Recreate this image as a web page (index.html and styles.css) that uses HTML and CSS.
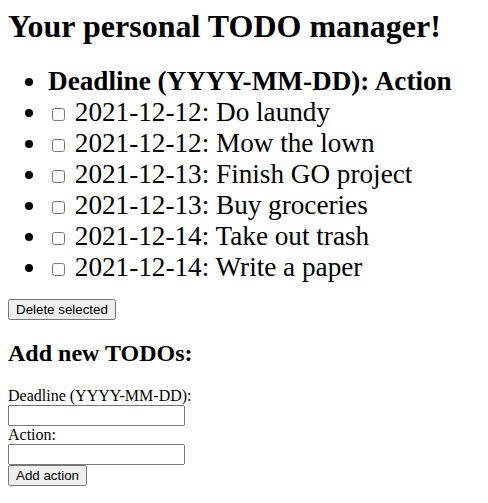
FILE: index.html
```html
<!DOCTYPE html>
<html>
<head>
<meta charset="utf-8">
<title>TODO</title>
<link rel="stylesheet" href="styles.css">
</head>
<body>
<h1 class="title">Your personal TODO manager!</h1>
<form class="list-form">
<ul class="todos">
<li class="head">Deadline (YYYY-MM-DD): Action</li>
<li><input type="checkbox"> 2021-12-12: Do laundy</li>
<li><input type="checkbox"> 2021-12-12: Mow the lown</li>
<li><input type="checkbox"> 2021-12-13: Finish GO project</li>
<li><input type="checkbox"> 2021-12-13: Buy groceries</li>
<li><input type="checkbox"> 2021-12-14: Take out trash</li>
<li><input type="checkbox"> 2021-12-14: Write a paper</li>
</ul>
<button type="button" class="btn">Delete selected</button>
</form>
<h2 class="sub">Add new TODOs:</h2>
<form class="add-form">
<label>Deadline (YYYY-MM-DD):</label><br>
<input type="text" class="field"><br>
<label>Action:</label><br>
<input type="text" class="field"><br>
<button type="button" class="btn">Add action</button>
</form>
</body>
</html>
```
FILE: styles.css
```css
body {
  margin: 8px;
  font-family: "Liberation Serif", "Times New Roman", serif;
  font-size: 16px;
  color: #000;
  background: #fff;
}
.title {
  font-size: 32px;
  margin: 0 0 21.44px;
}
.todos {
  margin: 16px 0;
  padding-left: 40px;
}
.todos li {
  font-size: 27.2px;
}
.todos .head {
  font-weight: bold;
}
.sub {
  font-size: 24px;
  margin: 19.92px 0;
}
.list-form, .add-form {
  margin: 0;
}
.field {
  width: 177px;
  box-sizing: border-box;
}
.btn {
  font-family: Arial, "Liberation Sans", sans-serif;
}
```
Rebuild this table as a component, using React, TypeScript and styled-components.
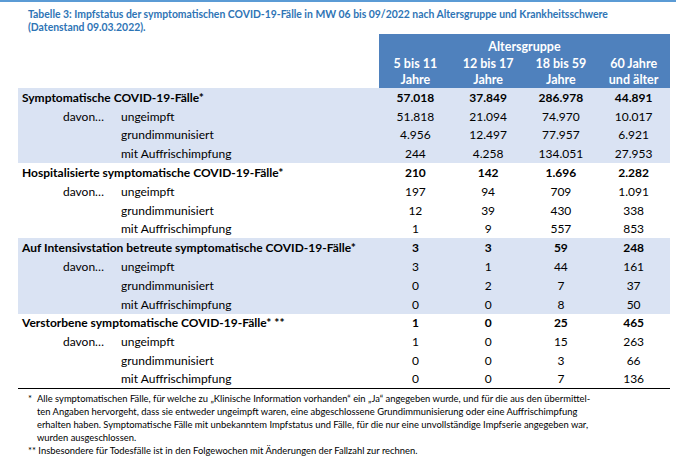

------------------------------------------------

• _TASK TO COMPLETE_: Leave out the pictures and transcribe everything else exactly.

• _EXERCISE OUTPUT_:
Recreate this image as a web page (index.html and styles.css) that uses HTML and CSS.
FILE: index.html
```html
<!DOCTYPE html>
<html>
<head>
<meta charset="utf-8">
<title>TODO</title>
<link rel="stylesheet" href="styles.css">
</head>
<body>
<h1 class="title">Your personal TODO manager!</h1>
<form class="list-form">
<ul class="todos">
<li class="head">Deadline (YYYY-MM-DD): Action</li>
<li><input type="checkbox"> 2021-12-12: Do laundy</li>
<li><input type="checkbox"> 2021-12-12: Mow the lown</li>
<li><input type="checkbox"> 2021-12-13: Finish GO project</li>
<li><input type="checkbox"> 2021-12-13: Buy groceries</li>
<li><input type="checkbox"> 2021-12-14: Take out trash</li>
<li><input type="checkbox"> 2021-12-14: Write a paper</li>
</ul>
<button type="button" class="btn">Delete selected</button>
</form>
<h2 class="sub">Add new TODOs:</h2>
<form class="add-form">
<label>Deadline (YYYY-MM-DD):</label><br>
<input type="text" class="field"><br>
<label>Action:</label><br>
<input type="text" class="field"><br>
<button type="button" class="btn">Add action</button>
</form>
</body>
</html>
```
FILE: styles.css
```css
body {
  margin: 8px;
  font-family: "Liberation Serif", "Times New Roman", serif;
  font-size: 16px;
  color: #000;
  background: #fff;
}
.title {
  font-size: 32px;
  margin: 0 0 21.44px;
}
.todos {
  margin: 16px 0;
  padding-left: 40px;
}
.todos li {
  font-size: 27.2px;
}
.todos .head {
  font-weight: bold;
}
.sub {
  font-size: 24px;
  margin: 19.92px 0;
}
.list-form, .add-form {
  margin: 0;
}
.field {
  width: 177px;
  box-sizing: border-box;
}
.btn {
  font-family: Arial, "Liberation Sans", sans-serif;
}
```
Rebuild this table as a component, using React, TypeScript and styled-components.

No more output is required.